Our motherland is an expanse of red

Regular price £120.00 Sale

Artist: Cultural Revolution Poster Design Group

Year: 1976

Publisher: Shanghai People's Publishing House

Size (mm): 527x768

Condition: Excellent, some discolouration to lower margin

The centre banner reads: Geming Weiyuanhui (Revolutionary Committees)
Banner on left reads: relie huanhu quanguo (chu Taiwan sheng wai) ge sheng, shi, zizhiqu geming weiyuanhui quanbu chengli (warmly hailing the complete establishment throughout the whole country's provinces, cities and autonomous regions (except the province of Taiwan) of the Revolutionary Committees)

With the term originating in the Soviet Union, the Revolutionary Committees were established at the beginning of the Cultural Revolution to replace the existing political and organisational structures of the party. In January 1967 a rebel faction overthrew the state leadership in Shanghai, and installed themselves in power under the name of the Shanghai Commune. Shortly afterwards, Mao Zedong renamed the group the Shanghai Revolutionary Committee. He then declared that in places where it was necessary to seize power, new Revolutionary Committees should be formed under the principle of sanjiehe (three-in-one combination), composed of the three revolutionary groups of the cadres, masses, and military. In practice the 'masses' comprised mainly Red Guard groups and factions.

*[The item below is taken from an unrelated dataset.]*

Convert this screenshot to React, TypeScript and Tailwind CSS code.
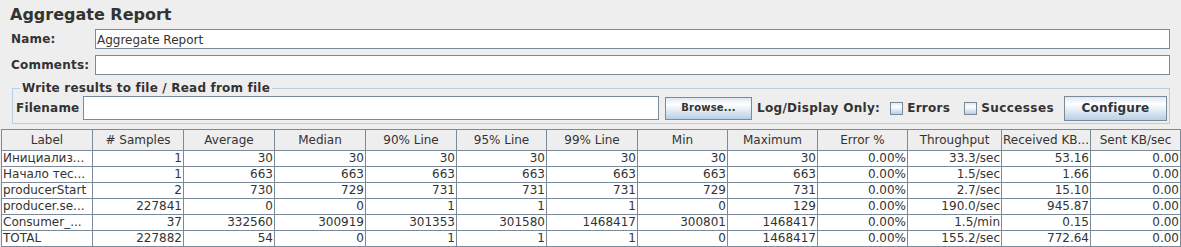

By September 1968 committees had been founded in all areas of the country with the obvious exception of Taiwan, leading to the proclamation quanguo shanhe yipian hong (the whole country is red). A famous stamp was designed on 24 November 1968 to commemorate the event but the artist left Taiwan unshaded with red, thus not a part of the united China. Hastily withdrawn from circulation with the official reasoning of geographical inaccuracies to islands and borders, the stamp's designer Wang Weisheng was terrified at the time of being jailed. The rarity of the item has led to it becoming one of the world's most valuable stamps, selling for hundreds of thousands of pounds a time.  

After the demise of Lin Biao in 1971, the support of the Revolutionary Committees by the People's Liberation Army - that had dominated their control - began to decline and the original party structure was gradually reintroduced. This poster was printed at the time of Mao's death in September 1976, when the process of phasing out the Revolutionary Committees was already underway. They would remain until their official abolition in 1978 but the poster is likely providing a suitable fanfare for the accomplishment of the revolutionary goal at the same time as signalling the changes to come.